**Given problem:**
Search the material below for the string "this" and extract each line that has it.

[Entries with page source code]
::::::::
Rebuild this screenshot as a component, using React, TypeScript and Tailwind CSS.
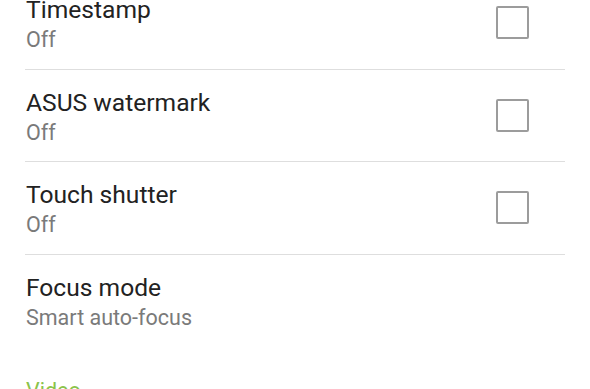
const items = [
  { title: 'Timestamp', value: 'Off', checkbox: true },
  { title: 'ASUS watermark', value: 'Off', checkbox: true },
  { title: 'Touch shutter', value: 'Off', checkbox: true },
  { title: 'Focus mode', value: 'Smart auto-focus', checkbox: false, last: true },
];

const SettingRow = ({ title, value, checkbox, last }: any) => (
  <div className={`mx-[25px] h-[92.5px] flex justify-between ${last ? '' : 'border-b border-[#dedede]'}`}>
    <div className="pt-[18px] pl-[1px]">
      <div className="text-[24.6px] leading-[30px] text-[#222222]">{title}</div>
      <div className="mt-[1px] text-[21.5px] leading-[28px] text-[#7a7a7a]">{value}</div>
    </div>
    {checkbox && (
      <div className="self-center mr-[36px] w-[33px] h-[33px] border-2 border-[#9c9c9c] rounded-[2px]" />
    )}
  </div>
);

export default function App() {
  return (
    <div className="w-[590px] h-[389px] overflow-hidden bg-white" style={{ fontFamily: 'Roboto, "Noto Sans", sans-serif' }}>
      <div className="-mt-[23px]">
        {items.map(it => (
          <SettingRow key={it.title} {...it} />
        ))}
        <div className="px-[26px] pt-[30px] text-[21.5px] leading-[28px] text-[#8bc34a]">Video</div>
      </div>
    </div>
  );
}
::::::::
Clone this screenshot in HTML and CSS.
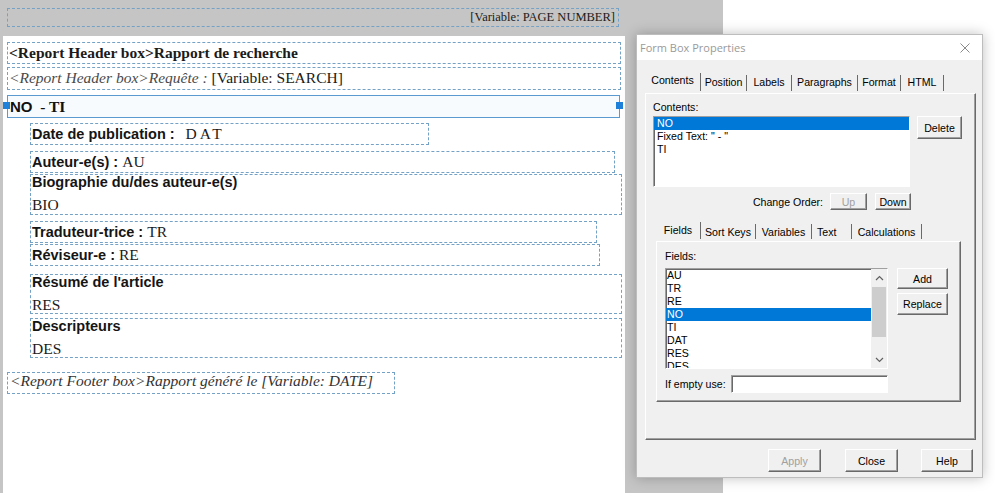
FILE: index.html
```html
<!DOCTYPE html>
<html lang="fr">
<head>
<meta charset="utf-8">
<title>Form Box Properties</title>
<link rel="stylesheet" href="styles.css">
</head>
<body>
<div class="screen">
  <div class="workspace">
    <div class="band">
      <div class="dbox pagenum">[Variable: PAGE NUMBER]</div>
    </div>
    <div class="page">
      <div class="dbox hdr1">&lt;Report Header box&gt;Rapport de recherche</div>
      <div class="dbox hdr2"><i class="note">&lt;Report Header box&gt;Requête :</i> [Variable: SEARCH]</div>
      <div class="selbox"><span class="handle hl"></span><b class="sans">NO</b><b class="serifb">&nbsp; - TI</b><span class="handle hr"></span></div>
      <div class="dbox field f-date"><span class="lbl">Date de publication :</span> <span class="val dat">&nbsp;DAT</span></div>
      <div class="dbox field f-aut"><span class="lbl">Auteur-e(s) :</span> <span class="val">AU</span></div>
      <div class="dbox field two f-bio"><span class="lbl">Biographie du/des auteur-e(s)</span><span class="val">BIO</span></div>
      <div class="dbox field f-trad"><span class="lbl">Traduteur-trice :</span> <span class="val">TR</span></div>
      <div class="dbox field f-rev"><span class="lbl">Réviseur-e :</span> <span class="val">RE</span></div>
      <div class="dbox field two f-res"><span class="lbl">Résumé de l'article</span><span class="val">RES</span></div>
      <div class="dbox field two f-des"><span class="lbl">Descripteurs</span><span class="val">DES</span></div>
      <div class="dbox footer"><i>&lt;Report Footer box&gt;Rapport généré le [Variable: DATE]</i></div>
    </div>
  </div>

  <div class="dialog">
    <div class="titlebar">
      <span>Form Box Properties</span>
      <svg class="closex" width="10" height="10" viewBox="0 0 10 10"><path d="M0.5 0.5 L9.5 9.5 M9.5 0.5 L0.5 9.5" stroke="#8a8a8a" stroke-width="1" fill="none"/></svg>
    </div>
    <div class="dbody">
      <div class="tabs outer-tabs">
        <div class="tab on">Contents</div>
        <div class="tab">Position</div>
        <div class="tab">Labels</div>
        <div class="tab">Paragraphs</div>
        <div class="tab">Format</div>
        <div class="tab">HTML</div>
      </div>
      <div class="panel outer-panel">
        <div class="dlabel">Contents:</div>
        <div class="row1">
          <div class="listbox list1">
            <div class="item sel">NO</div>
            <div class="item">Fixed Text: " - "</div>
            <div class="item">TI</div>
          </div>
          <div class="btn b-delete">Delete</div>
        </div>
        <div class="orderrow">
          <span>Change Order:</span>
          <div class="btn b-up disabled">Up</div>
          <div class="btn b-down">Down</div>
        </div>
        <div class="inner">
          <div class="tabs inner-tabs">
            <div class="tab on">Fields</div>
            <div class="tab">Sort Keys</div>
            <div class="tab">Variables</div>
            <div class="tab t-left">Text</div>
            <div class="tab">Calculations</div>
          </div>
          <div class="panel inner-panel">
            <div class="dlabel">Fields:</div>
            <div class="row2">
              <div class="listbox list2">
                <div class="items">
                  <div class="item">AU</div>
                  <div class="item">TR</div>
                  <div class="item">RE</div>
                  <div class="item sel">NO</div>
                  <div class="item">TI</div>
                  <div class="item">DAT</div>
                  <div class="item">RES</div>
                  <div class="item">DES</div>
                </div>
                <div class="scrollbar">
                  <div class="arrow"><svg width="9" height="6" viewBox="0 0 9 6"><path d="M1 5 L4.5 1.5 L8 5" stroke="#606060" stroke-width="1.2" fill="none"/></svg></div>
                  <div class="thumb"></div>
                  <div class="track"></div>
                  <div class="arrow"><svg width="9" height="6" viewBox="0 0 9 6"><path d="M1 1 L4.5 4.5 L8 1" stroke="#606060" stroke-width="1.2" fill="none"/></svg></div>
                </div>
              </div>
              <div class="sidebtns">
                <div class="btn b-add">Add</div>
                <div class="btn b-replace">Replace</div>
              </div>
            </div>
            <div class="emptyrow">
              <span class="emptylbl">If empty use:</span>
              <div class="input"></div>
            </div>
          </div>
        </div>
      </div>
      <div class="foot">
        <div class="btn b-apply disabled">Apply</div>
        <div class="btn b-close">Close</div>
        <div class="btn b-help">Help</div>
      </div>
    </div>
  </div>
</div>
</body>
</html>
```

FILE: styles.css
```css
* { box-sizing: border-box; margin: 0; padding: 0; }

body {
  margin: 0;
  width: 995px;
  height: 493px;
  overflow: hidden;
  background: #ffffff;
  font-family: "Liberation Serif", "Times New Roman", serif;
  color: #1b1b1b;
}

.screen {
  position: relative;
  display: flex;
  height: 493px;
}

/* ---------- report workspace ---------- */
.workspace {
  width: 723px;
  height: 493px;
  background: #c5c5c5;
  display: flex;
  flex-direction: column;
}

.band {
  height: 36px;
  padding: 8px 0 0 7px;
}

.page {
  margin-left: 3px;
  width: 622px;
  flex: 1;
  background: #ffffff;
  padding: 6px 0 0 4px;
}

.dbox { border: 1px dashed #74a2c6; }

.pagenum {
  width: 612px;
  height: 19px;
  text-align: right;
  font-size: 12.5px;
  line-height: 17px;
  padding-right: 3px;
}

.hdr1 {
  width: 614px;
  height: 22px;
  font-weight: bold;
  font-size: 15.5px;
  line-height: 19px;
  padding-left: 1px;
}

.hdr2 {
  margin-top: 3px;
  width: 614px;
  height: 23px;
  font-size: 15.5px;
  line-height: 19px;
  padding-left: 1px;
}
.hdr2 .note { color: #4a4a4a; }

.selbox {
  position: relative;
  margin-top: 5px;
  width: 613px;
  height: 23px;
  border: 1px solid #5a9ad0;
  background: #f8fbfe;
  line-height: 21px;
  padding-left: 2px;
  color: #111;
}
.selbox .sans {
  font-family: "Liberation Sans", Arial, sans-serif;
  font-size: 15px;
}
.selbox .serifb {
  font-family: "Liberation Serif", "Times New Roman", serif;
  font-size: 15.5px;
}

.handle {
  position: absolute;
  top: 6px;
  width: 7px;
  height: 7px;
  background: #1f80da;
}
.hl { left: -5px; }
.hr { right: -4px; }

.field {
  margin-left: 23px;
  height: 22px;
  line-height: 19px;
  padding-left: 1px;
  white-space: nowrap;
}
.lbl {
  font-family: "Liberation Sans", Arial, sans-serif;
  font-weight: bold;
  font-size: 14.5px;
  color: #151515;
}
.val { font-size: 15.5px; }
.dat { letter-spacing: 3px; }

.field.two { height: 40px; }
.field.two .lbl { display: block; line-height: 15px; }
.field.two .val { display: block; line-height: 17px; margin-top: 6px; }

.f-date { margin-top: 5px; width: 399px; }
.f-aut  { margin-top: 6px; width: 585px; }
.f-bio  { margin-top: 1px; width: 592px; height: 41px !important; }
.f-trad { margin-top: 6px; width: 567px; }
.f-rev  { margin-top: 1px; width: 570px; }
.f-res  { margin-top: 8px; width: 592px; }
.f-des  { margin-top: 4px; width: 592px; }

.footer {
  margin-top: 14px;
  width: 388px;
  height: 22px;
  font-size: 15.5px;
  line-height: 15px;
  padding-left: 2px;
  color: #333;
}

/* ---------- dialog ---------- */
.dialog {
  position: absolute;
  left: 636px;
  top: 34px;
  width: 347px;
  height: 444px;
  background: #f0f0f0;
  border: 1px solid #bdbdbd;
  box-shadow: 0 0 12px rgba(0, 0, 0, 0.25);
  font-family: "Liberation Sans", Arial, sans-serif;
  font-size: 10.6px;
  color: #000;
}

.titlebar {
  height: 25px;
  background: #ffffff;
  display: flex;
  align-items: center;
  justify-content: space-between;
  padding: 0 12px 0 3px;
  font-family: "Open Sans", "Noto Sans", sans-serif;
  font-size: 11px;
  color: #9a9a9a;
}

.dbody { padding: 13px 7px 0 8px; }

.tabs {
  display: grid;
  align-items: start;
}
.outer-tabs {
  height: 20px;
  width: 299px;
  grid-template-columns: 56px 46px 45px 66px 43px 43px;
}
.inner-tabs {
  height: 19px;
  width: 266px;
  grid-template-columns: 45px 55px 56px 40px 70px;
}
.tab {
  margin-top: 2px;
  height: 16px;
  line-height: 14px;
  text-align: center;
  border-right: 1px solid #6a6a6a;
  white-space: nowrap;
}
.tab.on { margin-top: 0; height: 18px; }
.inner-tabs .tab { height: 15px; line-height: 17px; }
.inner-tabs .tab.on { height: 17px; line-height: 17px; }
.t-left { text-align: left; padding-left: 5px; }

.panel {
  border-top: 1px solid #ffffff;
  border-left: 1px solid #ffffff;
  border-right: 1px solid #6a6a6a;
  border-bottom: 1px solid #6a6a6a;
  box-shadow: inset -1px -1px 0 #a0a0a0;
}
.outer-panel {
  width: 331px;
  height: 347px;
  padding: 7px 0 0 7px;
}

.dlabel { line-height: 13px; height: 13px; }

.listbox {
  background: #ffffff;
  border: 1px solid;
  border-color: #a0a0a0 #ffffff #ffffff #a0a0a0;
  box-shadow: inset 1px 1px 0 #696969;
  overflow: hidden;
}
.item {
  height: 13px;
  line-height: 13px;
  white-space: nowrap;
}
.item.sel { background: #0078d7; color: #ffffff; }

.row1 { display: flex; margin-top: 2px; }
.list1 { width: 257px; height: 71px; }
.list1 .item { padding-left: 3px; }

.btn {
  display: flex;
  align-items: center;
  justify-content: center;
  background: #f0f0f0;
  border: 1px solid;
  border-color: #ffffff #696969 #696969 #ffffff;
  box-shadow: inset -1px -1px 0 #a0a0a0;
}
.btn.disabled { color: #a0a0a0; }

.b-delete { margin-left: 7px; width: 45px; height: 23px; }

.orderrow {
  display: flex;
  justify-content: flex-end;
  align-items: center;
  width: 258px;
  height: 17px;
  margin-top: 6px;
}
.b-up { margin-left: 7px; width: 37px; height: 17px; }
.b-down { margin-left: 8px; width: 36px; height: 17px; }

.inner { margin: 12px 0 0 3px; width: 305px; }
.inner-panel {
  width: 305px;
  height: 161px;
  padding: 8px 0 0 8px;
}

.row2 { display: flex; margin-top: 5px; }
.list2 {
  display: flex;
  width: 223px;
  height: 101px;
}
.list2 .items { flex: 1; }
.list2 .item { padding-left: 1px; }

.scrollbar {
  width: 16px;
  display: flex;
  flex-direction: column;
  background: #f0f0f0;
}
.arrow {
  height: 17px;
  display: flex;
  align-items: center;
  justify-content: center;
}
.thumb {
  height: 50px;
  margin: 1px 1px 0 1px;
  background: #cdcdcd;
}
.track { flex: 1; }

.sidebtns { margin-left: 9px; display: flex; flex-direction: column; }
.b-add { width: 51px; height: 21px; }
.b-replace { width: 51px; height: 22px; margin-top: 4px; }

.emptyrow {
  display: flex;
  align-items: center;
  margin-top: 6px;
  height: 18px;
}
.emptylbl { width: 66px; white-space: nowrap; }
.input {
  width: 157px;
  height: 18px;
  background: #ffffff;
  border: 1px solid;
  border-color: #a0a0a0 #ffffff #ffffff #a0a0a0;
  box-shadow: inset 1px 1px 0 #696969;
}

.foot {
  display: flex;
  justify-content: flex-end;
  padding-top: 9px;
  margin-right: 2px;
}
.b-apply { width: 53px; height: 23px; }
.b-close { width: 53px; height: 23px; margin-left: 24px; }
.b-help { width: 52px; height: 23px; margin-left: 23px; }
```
::::::::
**Solution below:**
Rebuild this screenshot as a component, using React, TypeScript and Tailwind CSS.
Clone this screenshot in HTML and CSS.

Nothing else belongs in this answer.